* _OBJECTIVE_
Pick out every line holding the string "React" and copy it.

================================

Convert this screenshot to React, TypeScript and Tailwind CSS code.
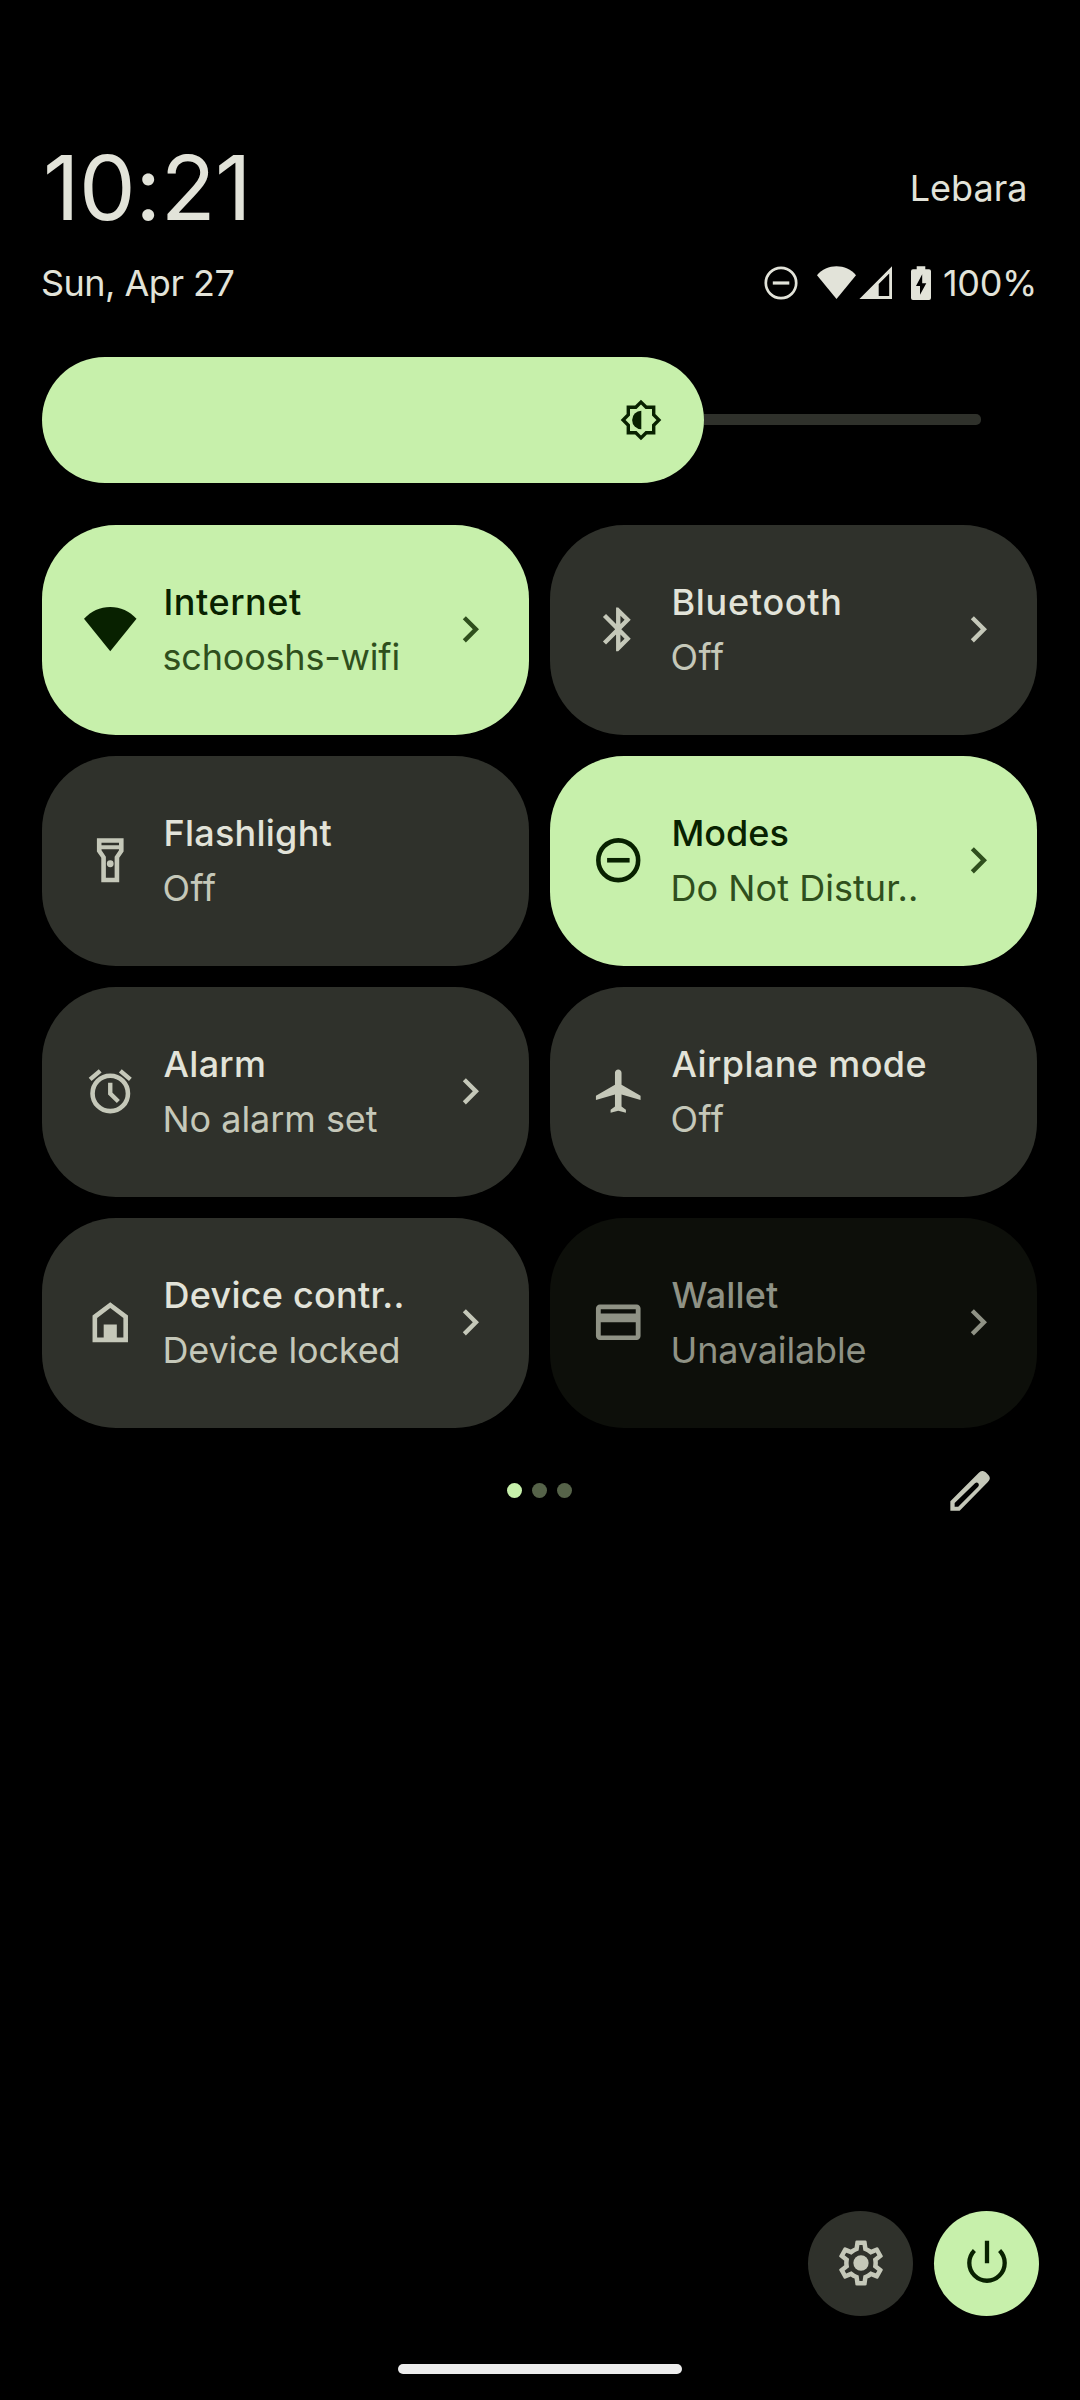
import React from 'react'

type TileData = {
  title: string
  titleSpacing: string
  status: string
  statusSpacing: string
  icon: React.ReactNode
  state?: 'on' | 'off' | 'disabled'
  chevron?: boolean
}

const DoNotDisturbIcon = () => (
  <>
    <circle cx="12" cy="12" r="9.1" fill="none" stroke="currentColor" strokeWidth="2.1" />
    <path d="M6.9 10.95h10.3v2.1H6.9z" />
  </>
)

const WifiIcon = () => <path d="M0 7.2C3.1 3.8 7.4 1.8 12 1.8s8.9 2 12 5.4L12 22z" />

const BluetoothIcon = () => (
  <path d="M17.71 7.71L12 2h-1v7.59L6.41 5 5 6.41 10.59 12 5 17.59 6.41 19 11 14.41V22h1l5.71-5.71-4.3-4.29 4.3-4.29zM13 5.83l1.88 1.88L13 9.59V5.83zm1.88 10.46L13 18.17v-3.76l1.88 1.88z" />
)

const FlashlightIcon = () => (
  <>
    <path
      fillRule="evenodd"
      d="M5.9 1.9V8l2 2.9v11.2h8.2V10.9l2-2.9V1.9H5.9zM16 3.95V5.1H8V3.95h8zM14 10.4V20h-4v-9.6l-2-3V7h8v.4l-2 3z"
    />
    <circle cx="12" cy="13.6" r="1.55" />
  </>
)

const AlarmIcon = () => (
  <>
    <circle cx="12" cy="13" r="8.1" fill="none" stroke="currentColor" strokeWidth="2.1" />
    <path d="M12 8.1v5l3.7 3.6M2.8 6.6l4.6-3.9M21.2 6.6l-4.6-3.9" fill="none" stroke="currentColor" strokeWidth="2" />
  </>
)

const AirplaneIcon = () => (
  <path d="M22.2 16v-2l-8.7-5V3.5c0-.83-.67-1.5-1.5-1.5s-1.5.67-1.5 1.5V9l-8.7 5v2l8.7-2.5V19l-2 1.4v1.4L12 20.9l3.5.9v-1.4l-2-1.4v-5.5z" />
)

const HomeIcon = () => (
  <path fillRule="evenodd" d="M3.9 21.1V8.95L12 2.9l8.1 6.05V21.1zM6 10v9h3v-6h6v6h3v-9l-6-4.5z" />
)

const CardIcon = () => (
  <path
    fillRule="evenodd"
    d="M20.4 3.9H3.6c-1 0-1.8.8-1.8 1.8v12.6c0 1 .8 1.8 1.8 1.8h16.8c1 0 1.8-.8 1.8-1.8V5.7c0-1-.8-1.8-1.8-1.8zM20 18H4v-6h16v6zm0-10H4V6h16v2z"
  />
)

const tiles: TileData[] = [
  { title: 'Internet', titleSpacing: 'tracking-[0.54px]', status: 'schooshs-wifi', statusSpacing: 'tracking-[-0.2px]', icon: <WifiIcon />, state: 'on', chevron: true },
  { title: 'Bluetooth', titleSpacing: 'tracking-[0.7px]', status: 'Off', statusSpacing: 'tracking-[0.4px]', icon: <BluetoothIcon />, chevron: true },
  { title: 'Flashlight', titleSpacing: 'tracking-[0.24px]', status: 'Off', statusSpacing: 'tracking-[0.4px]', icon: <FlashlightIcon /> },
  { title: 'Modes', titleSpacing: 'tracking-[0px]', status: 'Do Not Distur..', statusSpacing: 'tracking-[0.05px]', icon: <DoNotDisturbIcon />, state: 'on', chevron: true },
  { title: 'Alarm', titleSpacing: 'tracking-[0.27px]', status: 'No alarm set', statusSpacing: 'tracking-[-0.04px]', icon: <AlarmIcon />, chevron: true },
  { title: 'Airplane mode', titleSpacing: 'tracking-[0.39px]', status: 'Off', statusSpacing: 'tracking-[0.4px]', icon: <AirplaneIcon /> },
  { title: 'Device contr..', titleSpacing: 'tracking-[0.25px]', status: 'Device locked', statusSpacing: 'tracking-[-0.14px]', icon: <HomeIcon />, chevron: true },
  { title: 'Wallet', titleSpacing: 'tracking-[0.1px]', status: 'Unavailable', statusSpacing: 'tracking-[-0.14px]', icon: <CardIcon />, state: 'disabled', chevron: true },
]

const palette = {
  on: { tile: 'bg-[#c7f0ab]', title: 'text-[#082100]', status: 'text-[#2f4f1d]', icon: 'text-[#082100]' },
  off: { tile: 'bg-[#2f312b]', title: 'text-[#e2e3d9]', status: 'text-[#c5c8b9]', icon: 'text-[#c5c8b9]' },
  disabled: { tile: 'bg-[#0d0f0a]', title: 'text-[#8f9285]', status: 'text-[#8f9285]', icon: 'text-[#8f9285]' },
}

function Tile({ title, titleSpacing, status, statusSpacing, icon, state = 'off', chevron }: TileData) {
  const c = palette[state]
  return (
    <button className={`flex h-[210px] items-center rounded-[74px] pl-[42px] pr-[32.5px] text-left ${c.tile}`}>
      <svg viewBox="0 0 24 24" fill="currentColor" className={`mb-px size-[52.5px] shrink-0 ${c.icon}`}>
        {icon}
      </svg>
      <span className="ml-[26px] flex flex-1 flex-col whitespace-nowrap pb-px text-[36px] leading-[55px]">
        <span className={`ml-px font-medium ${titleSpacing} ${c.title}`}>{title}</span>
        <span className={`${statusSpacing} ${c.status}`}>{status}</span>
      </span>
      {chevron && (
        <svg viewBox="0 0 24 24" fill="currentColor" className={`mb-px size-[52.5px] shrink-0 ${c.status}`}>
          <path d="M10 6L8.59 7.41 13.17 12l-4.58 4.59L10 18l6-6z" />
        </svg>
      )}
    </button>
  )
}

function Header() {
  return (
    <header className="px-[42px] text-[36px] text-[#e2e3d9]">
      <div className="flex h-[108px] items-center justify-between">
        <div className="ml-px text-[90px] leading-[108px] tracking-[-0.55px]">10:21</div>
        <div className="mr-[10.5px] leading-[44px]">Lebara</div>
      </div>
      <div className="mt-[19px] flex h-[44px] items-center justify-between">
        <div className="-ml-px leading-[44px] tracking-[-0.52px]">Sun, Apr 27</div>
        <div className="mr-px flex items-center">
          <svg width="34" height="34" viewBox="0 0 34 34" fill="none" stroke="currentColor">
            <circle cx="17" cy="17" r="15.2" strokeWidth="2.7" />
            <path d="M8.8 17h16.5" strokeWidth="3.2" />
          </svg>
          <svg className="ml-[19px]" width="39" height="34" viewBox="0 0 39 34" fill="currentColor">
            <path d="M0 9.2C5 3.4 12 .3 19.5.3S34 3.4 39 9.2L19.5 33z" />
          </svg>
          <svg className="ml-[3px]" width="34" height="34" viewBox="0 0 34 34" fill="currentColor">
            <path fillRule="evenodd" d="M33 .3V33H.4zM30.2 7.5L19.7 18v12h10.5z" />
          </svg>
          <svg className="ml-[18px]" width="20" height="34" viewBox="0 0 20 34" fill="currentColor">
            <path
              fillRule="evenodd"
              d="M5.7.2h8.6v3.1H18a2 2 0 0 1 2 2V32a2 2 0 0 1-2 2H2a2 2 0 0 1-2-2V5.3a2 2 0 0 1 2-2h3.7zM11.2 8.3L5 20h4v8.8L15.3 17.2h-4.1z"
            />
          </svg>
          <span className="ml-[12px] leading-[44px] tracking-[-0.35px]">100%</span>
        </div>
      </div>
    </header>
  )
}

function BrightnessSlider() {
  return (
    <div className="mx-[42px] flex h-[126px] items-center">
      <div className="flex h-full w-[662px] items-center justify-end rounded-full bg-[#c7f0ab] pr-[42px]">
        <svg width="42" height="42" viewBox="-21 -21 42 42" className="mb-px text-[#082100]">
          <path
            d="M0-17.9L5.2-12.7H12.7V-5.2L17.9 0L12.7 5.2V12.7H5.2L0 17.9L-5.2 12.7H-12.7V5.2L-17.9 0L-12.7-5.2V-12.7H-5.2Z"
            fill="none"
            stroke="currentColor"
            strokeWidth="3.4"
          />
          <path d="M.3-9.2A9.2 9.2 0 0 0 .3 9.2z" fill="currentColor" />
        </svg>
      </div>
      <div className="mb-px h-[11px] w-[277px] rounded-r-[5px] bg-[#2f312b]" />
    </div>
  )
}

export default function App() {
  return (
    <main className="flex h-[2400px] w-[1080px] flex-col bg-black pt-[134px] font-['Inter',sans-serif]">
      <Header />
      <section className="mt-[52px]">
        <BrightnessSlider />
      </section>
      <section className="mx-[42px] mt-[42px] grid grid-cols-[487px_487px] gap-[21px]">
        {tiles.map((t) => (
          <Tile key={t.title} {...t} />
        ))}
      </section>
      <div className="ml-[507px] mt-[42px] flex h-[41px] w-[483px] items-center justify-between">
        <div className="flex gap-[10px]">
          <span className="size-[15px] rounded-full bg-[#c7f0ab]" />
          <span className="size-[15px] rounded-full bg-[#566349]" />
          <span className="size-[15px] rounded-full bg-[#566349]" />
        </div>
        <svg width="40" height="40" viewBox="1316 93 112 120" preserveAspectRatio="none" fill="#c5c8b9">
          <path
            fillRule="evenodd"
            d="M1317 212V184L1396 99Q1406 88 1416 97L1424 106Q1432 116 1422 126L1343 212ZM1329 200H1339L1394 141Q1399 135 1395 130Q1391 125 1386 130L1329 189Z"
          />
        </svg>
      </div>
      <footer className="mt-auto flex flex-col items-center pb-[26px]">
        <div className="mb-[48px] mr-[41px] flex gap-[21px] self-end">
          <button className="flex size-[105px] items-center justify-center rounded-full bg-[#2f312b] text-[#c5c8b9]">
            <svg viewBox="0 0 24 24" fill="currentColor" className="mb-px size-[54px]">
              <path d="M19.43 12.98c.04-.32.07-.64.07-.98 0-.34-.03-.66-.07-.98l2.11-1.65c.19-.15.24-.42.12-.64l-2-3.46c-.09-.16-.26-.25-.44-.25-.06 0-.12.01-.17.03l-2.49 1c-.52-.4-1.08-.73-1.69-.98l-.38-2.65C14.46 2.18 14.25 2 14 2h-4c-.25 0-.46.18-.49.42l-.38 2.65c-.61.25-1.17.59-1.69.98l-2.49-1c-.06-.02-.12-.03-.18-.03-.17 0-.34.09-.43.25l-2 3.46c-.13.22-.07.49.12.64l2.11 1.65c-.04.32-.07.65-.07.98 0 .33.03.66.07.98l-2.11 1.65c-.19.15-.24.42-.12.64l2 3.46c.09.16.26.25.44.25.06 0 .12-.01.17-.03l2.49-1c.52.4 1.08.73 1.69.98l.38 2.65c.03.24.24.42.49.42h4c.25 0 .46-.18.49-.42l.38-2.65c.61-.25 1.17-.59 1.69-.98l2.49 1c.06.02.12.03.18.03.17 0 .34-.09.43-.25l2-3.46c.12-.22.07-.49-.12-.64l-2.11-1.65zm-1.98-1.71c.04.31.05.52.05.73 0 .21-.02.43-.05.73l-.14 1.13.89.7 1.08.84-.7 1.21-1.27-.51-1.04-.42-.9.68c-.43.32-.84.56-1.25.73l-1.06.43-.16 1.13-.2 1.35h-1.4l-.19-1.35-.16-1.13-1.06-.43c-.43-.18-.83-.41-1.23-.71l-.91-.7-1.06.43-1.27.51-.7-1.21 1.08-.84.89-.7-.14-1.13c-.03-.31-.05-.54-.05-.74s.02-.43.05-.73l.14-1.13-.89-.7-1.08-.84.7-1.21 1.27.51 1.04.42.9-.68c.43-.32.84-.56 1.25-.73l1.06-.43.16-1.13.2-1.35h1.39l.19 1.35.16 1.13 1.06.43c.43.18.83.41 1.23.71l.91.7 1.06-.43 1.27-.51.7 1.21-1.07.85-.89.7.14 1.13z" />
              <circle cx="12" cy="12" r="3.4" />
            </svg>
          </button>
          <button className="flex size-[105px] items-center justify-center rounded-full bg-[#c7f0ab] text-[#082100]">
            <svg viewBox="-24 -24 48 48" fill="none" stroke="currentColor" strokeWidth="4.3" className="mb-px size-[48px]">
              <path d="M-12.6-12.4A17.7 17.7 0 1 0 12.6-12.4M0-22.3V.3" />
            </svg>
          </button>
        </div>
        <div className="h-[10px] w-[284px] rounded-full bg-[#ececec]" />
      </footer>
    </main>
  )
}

================================

* _EXERCISE ANSWER_
Convert this screenshot to React, TypeScript and Tailwind CSS code.
import React from 'react'
  icon: React.ReactNode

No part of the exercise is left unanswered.